Background: The incidence of metastasis to the thyroid gland in autopsy series varies from 1.25% to 24%. Metastasis to the thyroid gland is usually considered a terminal event, and the effectiveness of conventional treatment has been questioned. The authors assessed the effects of current methods of diagnosis and treatment on the course of the disease.
Methods: Forty-three patients with metastasis to the thyroid gland were studied retrospectively. Primary tumor origin was identified in all but two cases. Metastasis to the thyroid gland was confirmed by fine-needle aspiration cytology or histology. Data were analyzed for the frequency and types of malignant lesions, the clinical course of disease, and the prognosis after thyroid involvement.

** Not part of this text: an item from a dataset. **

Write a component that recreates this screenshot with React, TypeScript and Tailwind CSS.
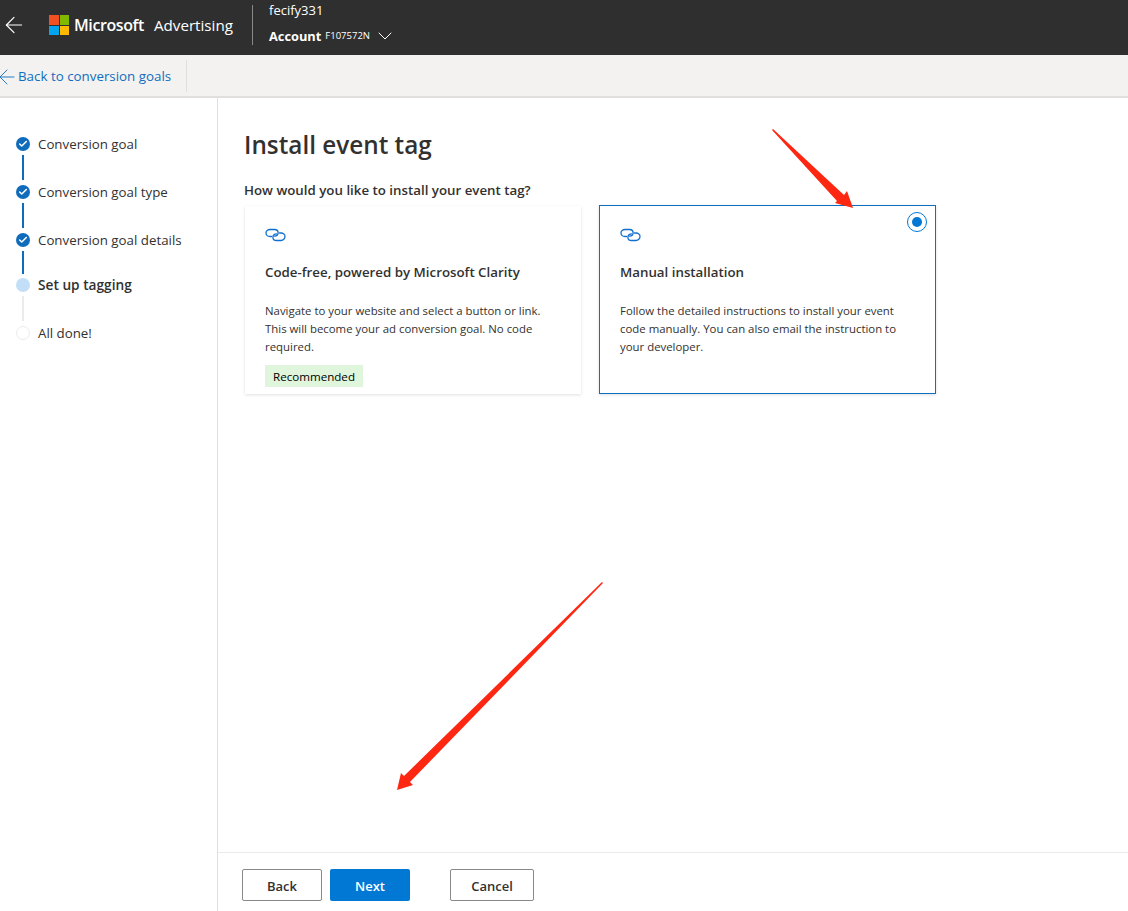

Results: The kidney was the most common primary tumor site (33%), followed by lung (16%), breast (16%), esophagus (9%), and uterus (7%). The time from diagnosis of the primary tumor to metastasis to the thyroid gland was considerable for renal cell adenocarcinoma (mean, 106 months) and for adenocarcinomas of the breast (mean, 131 months) and uterus (mean, 132 months). In 12 patients, this interval was more than 120 months. Fine-needle aspiration cytology detected metastatic malignancy in 29 of 30 patients. Treatment involved surgery alone, surgery with adjuvant therapy, or nonsurgical methods. Two patients with uterine adenocarcinoma and one with breast adenocarcinoma had disease regression with no evidence of tumor recurrence.
Conclusions: In any patient with a previous history of malignancy, no matter how remote that history is, a new thyroid mass should be considered recurrent malignancy until proved otherwise. Although detection of metastasis to the thyroid gland often indicates poor prognosis, aggressive surgical and medical therapy may be effective in a small percentage of patients.